После долгих усилий настал момент, когда руки Алексея прорвались под легкую ткань, и нервные пальцы начали искать застежку бюстгальтера. Ирма вдруг оттолкнула его и недовольно проговорила: «Погоди. Я сама. Ты, медведь, оборвешь мне все пуговицы».
Что-то щелкнуло, и подпруга ослабела. Рука Алексея жадно ухватила прекрасный, зрелый теплый плод, гениально созданный природой, и сжала его. Ирма с притворным неудовольствием и осуждением сказала: «Доволен? Дорвался?»
Они решили сочетаться браком: в Тьмутаракань офицеру одному ехать не пристало.

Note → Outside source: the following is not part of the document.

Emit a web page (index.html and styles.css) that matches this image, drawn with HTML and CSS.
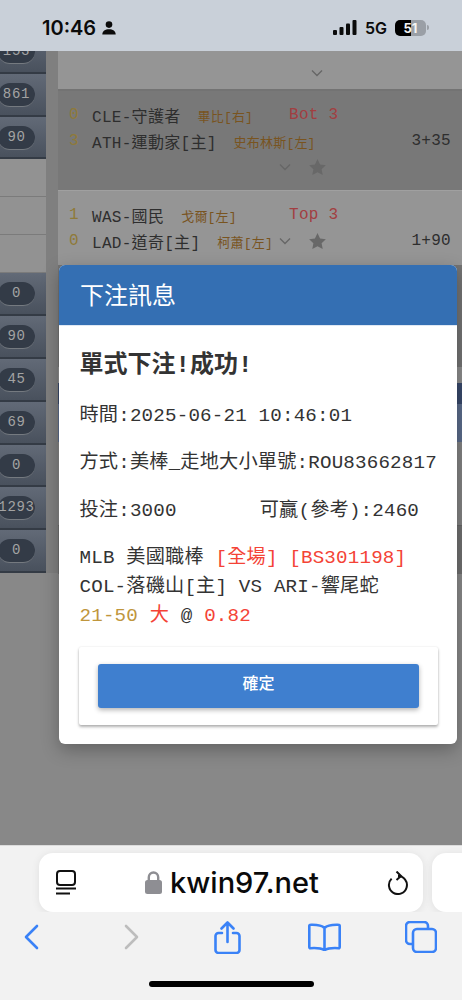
FILE: index.html
```html
<!DOCTYPE html>
<html>
<head>
<meta charset="UTF-8">
<title>下注訊息</title>
<link rel="stylesheet" href="styles.css">
</head>
<body>
<div class="phone">

  <!-- status bar -->
  <div class="status">
    <div class="status-left">
      <span class="clock">10:46</span>
      <svg class="person" width="14" height="14" viewBox="0 0 14 14"><circle cx="7" cy="3.6" r="3.3"/><path d="M0.3 13.6c0-3.6 3-5.3 6.7-5.3s6.7 1.7 6.7 5.3z"/></svg>
    </div>
    <div class="status-right">
      <svg class="signal" width="24" height="15" viewBox="0 0 24 15"><rect x="0" y="10" width="4" height="5" rx="1"/><rect x="6.5" y="7" width="4" height="8" rx="1"/><rect x="13" y="3.5" width="4" height="11.500" rx="1"/><rect x="19.500" y="0" width="4" height="15" rx="1"/></svg>
      <span class="net">5G</span>
      <span class="battery">51</span>
      <span class="battery-cap"></span>
    </div>
  </div>

  <!-- page behind the dialog -->
  <div class="page">
    <div class="side">
      <div class="side-list">
        <div class="league"><span class="pill">153</span></div>
        <div class="league"><span class="pill">861</span></div>
        <div class="league"><span class="pill">90</span></div>
        <div class="cell"></div>
        <div class="cell"></div>
        <div class="cell"></div>
        <div class="league"><span class="pill">0</span></div>
        <div class="league"><span class="pill">90</span></div>
        <div class="league"><span class="pill">45</span></div>
        <div class="league"><span class="pill">69</span></div>
        <div class="league"><span class="pill">0</span></div>
        <div class="league"><span class="pill">1293</span></div>
        <div class="league"><span class="pill">0</span></div>
      </div>
    </div>

    <div class="games">
      <div class="game-top">
        <svg class="chev" width="14" height="8" viewBox="0 0 14 8"><path d="M2 1.500l5 5 5-5"/></svg>
      </div>

      <div class="game game-dark">
        <div class="line">
          <span class="score">0</span>
          <div class="info"><span class="team">CLE-守護者</span><span class="pitcher">畢比[右]</span></div>
          <span class="inning">Bot 3</span>
        </div>
        <div class="line">
          <span class="score">3</span>
          <div class="info"><span class="team">ATH-運動家[主]</span><span class="pitcher">史布林斯[左]</span></div>
          <span class="clock-game">3+35</span>
        </div>
        <div class="line tools-line">
          <svg class="chev" width="14" height="8" viewBox="0 0 14 8"><path d="M2 1.500l5 5 5-5"/></svg>
          <svg class="star" width="17" height="16" viewBox="0 0 24 23"><path d="M12 0l3.700 7.800 8.300 1.100-6.100 5.900 1.600 8.200-7.500-4.100-7.500 4.100 1.600-8.200L0 8.900l8.300-1.100z"/></svg>
        </div>
      </div>

      <div class="game game-light">
        <div class="line">
          <span class="score">1</span>
          <div class="info"><span class="team">WAS-國民</span><span class="pitcher">戈爾[左]</span></div>
          <span class="inning">Top 3</span>
        </div>
        <div class="line">
          <span class="score">0</span>
          <div class="info info-short"><span class="team">LAD-道奇[主]</span><span class="pitcher">柯蕭[左]</span></div>
          <svg class="chev" width="14" height="8" viewBox="0 0 14 8"><path d="M2 1.500l5 5 5-5"/></svg>
          <svg class="star" width="17" height="16" viewBox="0 0 24 23"><path d="M12 0l3.700 7.800 8.300 1.100-6.100 5.900 1.600 8.200-7.500-4.100-7.500 4.100 1.600-8.200L0 8.900l8.300-1.100z"/></svg>
          <span class="clock-game">1+90</span>
        </div>
      </div>

      <div class="band band-hidden"></div>
      <div class="band band-next"></div>
      <div class="band band-navy"></div>
      <div class="band band-steel"></div>
      <div class="band band-mid"></div>
      <div class="band band-low"></div>
    </div>

    <!-- dialog -->
    <div class="dialog">
      <div class="dialog-head">下注訊息</div>
      <div class="dialog-body">
        <h3>單式下注!成功!</h3>
        <p>時間:2025-06-21 10:46:01</p>
        <p>方式:美棒_走地大小單號:ROU83662817</p>
        <p><span>投注:3000</span><span class="win">可贏(參考):2460</span></p>
        <p>MLB 美國職棒 <span class="red">[全場]</span> <span class="red">[BS301198]</span><br>
        COL-落磯山[主] VS ARI-響尾蛇<br>
        <span class="gold">21-50</span> <span class="red">大</span> @ <span class="red">0.82</span></p>
      </div>
      <div class="dialog-foot">
        <button class="btn-ok">確定</button>
      </div>
    </div>
  </div>

  <!-- safari bar -->
  <div class="safari">
    <div class="address-row">
      <div class="address">
        <svg class="reader" width="22" height="25" viewBox="0 0 22 25"><rect x="2" y="1" width="18" height="14" rx="3"/><path d="M1 18.500h20M1 23.500h14"/></svg>
        <div class="host">
          <svg class="lock" width="17" height="23" viewBox="0 0 17 23"><path class="lock-arc" d="M3.800 10V6.200a4.700 4.700 0 0 1 9.400 0V10"/><rect x="0" y="9" width="17" height="14" rx="2.500"/></svg>
          <span>kwin97.net</span>
        </div>
        <svg class="reload" width="22" height="24" viewBox="0 0 22 24"><path d="M14 5H11a9 9 0 1 1-6.400 2.600"/><path d="M9.500 .5l4.500 4.500-4.500 4"/></svg>
      </div>
      <div class="address-next"></div>
    </div>
    <div class="toolbar">
      <svg class="tool" width="16" height="26" viewBox="0 0 16 26"><path d="M14 2L3 13l11 11"/></svg>
      <svg class="tool tool-off" width="16" height="26" viewBox="0 0 16 26"><path d="M2 2l11 11L2 24"/></svg>
      <svg class="tool" width="27" height="33" viewBox="0 0 27 33"><path d="M8 12H4.500A3 3 0 0 0 1.500 15v14a3 3 0 0 0 3 3h18a3 3 0 0 0 3-3V15a3 3 0 0 0-3-3H19"/><path d="M13.500 21V2M7.500 7.500l6-6 6 6"/></svg>
      <svg class="tool" width="33" height="28" viewBox="0 0 33 28"><path d="M16.500 5C14 2.500 10 1.500 2.500 1.800c-.7 0-1.200.6-1.200 1.300v21c0 .7.500 1.200 1.200 1.100 6-.4 11 .1 14 2 3-1.900 8-2.400 14-2 .7.100 1.200-.4 1.200-1.100v-21c0-.7-.5-1.300-1.200-1.300C23 1.500 19 2.500 16.500 5zM16.500 5v22"/></svg>
      <svg class="tool" width="32" height="32" viewBox="0 0 32 32"><path d="M7 23H5a4 4 0 0 1-4-4V5a4 4 0 0 1 4-4h14a4 4 0 0 1 4 4v2"/><rect x="8" y="8" width="23" height="23" rx="4"/></svg>
    </div>
    <div class="home-bar"></div>
  </div>
</div>
</body>
</html>
```

FILE: styles.css
```css
*{ margin:0; padding:0; box-sizing:border-box; }
body{ background:#f2f2f2; font-family:"Liberation Mono","Noto Sans CJK TC",monospace; }
.phone{ width:462px; height:1000px; display:flex; flex-direction:column; overflow:hidden; }

/* status bar */
.status{ height:51px; flex:none; background:#c9d0d9; display:flex; justify-content:space-between; align-items:center; padding:4px 33px 0 42px; font-family:Inter,"Liberation Sans",sans-serif; color:#0b0b0b; }
.status-left{ display:flex; align-items:center; gap:6px; }
.clock{ font-size:20px; font-weight:600; }
.person{ fill:#0b0b0b; }
.status-right{ display:flex; align-items:center; }
.signal{ fill:#0b0b0b; margin-right:8px; }
.net{ font-size:16px; font-weight:600; margin-right:8px; }
.battery{ width:31px; height:16px; border-radius:5px; background:linear-gradient(90deg,#000 0,#000 53%,#9a9fa6 53%,#9a9fa6 100%); color:#f4f4f4; font-size:13px; font-weight:700; line-height:16px; text-align:center; }
.battery-cap{ width:2px; height:5px; margin-left:1px; background:#9a9fa6; border-radius:0 2px 2px 0; }

/* page behind dialog */
.page{ height:794px; flex:none; position:relative; display:flex; background:#888; overflow:hidden; }
.side{ width:58px; flex:none; overflow:hidden; }
.side-list{ width:58px; margin-top:-20px; border-right:12px solid #7f7f7f; overflow:hidden; }
.league{ height:42.8px; padding-top:9px; background:linear-gradient(180deg,#626a77,#49515d); border-bottom:2px solid #343b45; }
.pill{ display:block; width:37px; height:24px; margin-left:-2px; border-radius:12px; background:#333b47; border-bottom:1px solid #757a80; color:#a3a3a3; font-size:14px; line-height:23px; letter-spacing:.7px; text-align:center; white-space:nowrap; }
.cell{ height:38px; background:#929292; border-bottom:1px solid #7b7b7b; }

.games{ flex:1; min-width:0; }
.game-top{ height:40px; background:#959595; border-bottom:2px solid #737373; padding:13px 0 0 252px; }
.game{ padding:0 11px; color:#2e2e2e; font-size:16px; letter-spacing:.3px; }
.game-dark{ height:100px; padding-top:11px; background:#787878; border-bottom:1px solid #a0a0a0; }
.game-light{ height:74px; padding-top:11px; background:#959595; }
.line{ display:flex; align-items:center; height:26px; }
.tools-line{ padding-left:209px; }
.score{ width:23px; color:#8f7a38; }
.info{ width:197px; display:flex; align-items:center; white-space:nowrap; }
.info-short{ width:186px; }
.team{ color:#2e2e2e; }
.pitcher{ margin-left:17px; color:#79541f; font-size:13px; letter-spacing:.2px; }
.inning{ color:#a23e41; }
.clock-game{ margin-left:auto; color:#2e2e2e; }
.chev{ fill:none; stroke:#666; stroke-width:1.300; flex:none; }
.star{ fill:#686868; flex:none; margin-left:17px; }

.band-hidden{ height:102px; background:#737373; }
.band-next{ height:16px; background:#8c8c8c; }
.band-navy{ height:21px; background:#38486a; }
.band-steel{ height:38px; background:#5a6b8a; }
.band-mid{ height:84px; background:#828282; border-bottom:1px solid #666; }
.band-low{ height:48px; background:#6f6f6f; }

/* dialog */
.dialog{ position:absolute; left:59px; top:214px; width:398px; height:479px; background:#fff; border-radius:6px; box-shadow:0 6px 18px rgba(0,0,0,.28); color:#333; font-size:19.2px; line-height:28.8px; letter-spacing:.18px; }
.dialog-head{ height:61px; padding:6px 0 0 21px; background:#346fb3; border-bottom:1px solid #dfe8f3; border-radius:6px 6px 0 0; color:#fff; font-size:24px; line-height:54px; letter-spacing:0; }
.dialog-body{ padding:22px 20px 0 20.500px; }
.dialog-body h3{ font-size:24px; font-weight:700; line-height:36px; margin-bottom:18px; color:#333; letter-spacing:0; }
.dialog-body p{ margin-bottom:18.600px; white-space:nowrap; }
.dialog-body p:last-child{ margin-bottom:16.800px; }
.win{ margin-left:83px; }
.red{ color:#f44336; }
.gold{ color:#c0963c; }
.dialog-foot{ margin:0 19px 0 20px; height:78px; padding:17px 19px; background:#fff; border-radius:2px; box-shadow:0 2px 3px rgba(0,0,0,.3),0 0 2px rgba(0,0,0,.1); }
.btn-ok{ display:block; width:100%; height:44px; padding-bottom:8px; border:0; border-radius:3px; background:#3f7fcf; color:#fff; font-family:"Noto Sans CJK TC",sans-serif; font-size:16px; font-weight:500; box-shadow:0 2px 5px rgba(0,0,0,.3); }

/* safari bar */
.safari{ height:155px; flex:none; background:#f2f2f2; border-top:1px solid #dcdcdc; }
.address-row{ display:flex; gap:9px; padding:7px 0 0 39px; overflow:hidden; }
.address{ width:384px; height:59px; flex:none; background:#fff; border-radius:14px; box-shadow:0 1px 8px rgba(0,0,0,.08); display:flex; align-items:center; justify-content:space-between; padding:0 14px 0 16px; }
.address-next{ width:60px; height:59px; flex:none; background:#fff; border-radius:14px 0 0 14px; box-shadow:0 1px 8px rgba(0,0,0,.08); }
.reader{ fill:none; stroke:#111; stroke-width:2; flex:none; }
.host{ display:flex; align-items:center; gap:8px; color:#0a0a0a; font-family:Inter,"Liberation Sans",sans-serif; font-size:29px; font-weight:500; }
.lock{ fill:#8e8e93; flex:none; }
.lock-arc{ fill:none; stroke:#8e8e93; stroke-width:2.400; }
.reload{ fill:none; stroke:#111; stroke-width:2; flex:none; }
.toolbar{ display:grid; grid-template-columns:101px 90px 94px 97px 32px; align-items:center; height:36px; margin-top:7px; padding-left:23px; }
.tool{ fill:none; stroke:#3a82f7; stroke-width:2.600; stroke-linecap:round; stroke-linejoin:round; }
.tool-off{ stroke:#bdbdbd; }
.home-bar{ width:165px; height:6px; margin:26px 0 0 149px; background:#000; border-radius:3px; }
```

В училище Лукина научили многому, но даже умудренные жизнью преподаватели (впрочем, может, они и не были такими уж умудренными?) не объяснили курсантам, что, выбирая жен, до свадьбы стоит познакомиться с будущими тещами, дабы лучше представить, какими со временем станут их собственные супруги.
Лукин подобной рекогносцировки заранее не провел и увидел мать Ирмы уже после похода в загс. Анна Ивановна заведовала начальной школой и была женщиной щедрых форм. Природа для нее ничего не пожалела – ни роста, ни объемов, ни образующих фигуру мягкостей. Всей своей конструкцией она походила на дирижабль, который поставили на попа. В большом теле – большой объем страсти.
При жизни мужа Анна Ивановна в какой-то мере еще скрывала свои увлечения на стороне. Правда, несколько раз попадалась на горячем, была изрядно колочена мужем-математиком, но зато, оставшись вдовой, отыгралась за все упущенное. Временные мужья стали в ее жизни явлением постоянным. Правда, первыми сбегали от Анны Ивановны они сами. Не у каждого мужчины надолго хватает сил крепко обнимать и ублажать пылкую страсть стокилограммовой вдовушки.
Знание таких подробностей скорее всего не изменило бы планов Лукина на женитьбу, но задуматься кое о чем помогло. Впрочем, и это скорее всего домысел. Учитывать наследственность – собственную и чужую – нас никогда не учили, и делать этого мы не умеем.